The lines from the top of the material below through the line containing "min-h-screen overflow-hidden bg-[#222222]" are to be printed exactly, with pictures omitted.
============
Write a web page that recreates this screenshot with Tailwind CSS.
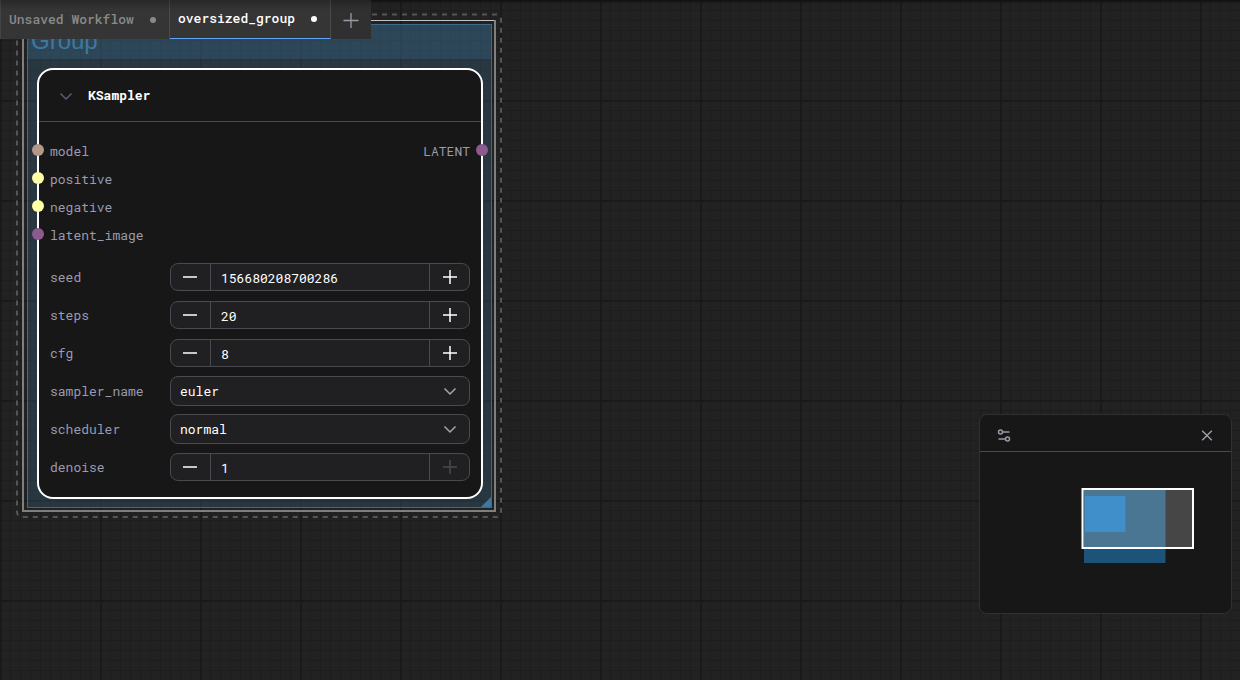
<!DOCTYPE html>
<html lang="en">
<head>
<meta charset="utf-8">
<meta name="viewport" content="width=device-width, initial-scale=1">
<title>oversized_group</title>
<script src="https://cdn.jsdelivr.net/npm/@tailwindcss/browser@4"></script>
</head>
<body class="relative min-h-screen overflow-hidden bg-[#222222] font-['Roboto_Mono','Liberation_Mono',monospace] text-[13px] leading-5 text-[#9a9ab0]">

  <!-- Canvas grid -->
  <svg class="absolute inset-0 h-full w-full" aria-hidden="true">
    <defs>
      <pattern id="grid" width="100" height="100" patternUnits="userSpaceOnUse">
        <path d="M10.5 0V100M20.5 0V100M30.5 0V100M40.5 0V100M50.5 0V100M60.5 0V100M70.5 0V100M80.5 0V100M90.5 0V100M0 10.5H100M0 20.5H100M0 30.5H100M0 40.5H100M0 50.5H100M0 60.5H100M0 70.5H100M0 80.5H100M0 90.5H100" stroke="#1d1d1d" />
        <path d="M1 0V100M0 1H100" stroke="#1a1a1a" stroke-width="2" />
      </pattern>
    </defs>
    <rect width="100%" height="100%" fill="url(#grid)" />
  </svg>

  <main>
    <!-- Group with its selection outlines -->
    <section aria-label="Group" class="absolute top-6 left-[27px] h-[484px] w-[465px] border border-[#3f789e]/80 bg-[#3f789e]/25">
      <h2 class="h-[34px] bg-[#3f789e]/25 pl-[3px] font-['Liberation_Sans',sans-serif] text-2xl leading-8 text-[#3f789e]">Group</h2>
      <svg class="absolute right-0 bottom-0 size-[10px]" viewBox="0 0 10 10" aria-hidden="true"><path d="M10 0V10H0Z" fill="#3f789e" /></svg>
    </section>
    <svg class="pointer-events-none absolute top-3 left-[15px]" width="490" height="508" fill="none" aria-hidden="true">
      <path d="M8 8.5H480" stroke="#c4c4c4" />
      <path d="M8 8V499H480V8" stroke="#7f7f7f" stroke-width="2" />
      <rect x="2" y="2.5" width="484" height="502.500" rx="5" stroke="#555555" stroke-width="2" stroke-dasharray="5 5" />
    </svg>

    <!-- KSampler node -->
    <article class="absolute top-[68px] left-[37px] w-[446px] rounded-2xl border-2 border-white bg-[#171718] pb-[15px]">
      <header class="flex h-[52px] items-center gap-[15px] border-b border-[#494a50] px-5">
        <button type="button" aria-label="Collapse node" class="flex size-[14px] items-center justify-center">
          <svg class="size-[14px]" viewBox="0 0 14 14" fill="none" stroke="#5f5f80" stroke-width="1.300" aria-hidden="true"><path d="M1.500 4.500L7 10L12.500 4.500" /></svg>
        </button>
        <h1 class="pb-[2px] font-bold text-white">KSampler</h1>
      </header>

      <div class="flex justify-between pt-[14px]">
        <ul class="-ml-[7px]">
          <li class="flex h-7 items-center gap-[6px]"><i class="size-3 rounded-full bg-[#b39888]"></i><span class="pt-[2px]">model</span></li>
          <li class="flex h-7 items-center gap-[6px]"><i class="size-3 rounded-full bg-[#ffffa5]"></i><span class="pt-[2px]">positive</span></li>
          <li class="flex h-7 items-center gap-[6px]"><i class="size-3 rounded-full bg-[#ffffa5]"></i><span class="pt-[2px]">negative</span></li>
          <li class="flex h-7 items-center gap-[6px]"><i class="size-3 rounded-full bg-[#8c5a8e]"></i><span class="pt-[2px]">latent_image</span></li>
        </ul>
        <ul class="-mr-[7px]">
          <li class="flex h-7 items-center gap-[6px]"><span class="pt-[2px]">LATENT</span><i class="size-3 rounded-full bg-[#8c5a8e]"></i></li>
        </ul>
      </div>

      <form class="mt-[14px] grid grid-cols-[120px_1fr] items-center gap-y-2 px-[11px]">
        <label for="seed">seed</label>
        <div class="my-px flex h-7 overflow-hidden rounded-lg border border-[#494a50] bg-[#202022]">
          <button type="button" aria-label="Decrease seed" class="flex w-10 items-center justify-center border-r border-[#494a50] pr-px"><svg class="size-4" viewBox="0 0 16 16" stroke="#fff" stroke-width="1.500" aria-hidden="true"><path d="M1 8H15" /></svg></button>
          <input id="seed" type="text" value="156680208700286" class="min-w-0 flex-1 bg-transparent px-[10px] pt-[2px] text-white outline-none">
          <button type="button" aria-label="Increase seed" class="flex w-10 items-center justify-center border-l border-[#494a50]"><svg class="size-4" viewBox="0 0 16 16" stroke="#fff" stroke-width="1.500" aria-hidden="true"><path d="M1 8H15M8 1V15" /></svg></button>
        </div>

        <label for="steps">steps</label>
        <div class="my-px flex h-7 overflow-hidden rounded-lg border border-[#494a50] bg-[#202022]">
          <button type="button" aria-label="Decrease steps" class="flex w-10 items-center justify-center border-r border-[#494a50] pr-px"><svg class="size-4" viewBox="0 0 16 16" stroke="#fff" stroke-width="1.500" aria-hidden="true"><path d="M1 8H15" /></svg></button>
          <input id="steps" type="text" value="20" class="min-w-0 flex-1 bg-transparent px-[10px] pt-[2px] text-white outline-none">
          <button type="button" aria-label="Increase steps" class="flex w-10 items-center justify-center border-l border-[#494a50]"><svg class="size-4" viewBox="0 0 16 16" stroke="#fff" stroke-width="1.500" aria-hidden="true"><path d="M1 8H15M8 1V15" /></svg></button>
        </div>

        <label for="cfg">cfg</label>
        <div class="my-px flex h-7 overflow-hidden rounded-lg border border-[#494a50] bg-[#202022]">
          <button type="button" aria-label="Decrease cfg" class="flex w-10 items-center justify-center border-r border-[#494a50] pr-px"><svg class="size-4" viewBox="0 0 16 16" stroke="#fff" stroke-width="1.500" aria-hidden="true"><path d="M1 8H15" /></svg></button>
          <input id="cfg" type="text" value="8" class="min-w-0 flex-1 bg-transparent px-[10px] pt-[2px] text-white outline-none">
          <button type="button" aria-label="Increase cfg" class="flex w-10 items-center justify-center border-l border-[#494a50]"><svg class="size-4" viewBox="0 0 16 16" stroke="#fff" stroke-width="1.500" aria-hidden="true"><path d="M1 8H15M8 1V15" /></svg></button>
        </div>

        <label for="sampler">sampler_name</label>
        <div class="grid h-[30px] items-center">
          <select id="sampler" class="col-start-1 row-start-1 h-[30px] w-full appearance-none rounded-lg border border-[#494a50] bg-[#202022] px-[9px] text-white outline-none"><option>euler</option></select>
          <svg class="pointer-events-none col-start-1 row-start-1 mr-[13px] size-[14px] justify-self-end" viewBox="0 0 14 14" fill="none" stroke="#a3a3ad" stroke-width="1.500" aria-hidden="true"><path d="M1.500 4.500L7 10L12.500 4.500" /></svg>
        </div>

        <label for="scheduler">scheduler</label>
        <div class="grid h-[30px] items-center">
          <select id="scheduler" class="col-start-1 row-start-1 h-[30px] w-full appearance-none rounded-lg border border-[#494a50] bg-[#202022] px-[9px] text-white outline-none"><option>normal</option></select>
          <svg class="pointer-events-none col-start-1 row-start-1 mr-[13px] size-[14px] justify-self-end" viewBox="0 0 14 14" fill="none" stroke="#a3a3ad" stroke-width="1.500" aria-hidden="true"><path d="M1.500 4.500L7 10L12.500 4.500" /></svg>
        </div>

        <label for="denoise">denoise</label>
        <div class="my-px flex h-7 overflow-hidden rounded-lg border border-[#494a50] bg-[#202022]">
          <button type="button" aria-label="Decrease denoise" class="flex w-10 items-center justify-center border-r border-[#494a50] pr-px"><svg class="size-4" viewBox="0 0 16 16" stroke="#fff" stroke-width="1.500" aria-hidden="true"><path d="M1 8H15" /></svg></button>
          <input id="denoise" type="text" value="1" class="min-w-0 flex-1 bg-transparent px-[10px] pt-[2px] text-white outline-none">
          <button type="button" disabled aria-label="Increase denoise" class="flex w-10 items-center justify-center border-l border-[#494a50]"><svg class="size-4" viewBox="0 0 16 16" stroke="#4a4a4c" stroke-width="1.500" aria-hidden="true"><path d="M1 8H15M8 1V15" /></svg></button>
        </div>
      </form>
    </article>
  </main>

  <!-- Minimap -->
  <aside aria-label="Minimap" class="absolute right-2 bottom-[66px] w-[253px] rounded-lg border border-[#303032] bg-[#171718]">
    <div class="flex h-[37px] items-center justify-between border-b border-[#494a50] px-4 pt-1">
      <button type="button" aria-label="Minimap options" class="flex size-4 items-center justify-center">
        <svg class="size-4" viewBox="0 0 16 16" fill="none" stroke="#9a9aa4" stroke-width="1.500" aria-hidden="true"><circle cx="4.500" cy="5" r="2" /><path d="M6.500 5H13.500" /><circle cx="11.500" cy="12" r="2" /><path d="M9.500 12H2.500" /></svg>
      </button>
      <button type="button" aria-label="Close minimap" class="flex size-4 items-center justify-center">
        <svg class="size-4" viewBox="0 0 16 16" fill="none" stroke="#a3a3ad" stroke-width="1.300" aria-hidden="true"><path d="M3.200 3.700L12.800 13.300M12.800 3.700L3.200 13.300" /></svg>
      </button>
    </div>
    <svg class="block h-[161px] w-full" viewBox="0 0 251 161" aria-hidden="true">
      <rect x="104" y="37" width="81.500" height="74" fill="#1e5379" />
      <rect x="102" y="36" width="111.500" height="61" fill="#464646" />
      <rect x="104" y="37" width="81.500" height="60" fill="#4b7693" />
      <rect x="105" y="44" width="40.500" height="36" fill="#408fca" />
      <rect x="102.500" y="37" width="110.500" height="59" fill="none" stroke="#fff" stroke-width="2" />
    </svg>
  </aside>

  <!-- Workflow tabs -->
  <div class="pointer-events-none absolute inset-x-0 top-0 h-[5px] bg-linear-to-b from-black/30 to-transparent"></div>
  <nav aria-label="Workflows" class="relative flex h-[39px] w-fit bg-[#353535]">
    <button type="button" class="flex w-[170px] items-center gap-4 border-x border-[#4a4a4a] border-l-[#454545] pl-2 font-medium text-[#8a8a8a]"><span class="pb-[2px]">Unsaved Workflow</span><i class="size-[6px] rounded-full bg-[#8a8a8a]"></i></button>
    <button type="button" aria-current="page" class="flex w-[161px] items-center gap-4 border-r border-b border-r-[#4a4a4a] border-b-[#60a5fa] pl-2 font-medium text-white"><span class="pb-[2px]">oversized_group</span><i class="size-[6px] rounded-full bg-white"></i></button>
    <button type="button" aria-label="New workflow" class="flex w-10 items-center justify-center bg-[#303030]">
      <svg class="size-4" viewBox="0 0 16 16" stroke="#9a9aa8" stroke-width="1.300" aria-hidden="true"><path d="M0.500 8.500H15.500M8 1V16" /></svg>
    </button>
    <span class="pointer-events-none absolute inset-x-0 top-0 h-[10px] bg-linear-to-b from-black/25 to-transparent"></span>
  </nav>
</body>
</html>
============
Answer to the task
Write a web page that recreates this screenshot with Tailwind CSS.
<!DOCTYPE html>
<html lang="en">
<head>
<meta charset="utf-8">
<meta name="viewport" content="width=device-width, initial-scale=1">
<title>oversized_group</title>
<script src="https://cdn.jsdelivr.net/npm/@tailwindcss/browser@4"></script>
</head>
<body class="relative min-h-screen overflow-hidden bg-[#222222] font-['Roboto_Mono','Liberation_Mono',monospace] text-[13px] leading-5 text-[#9a9ab0]">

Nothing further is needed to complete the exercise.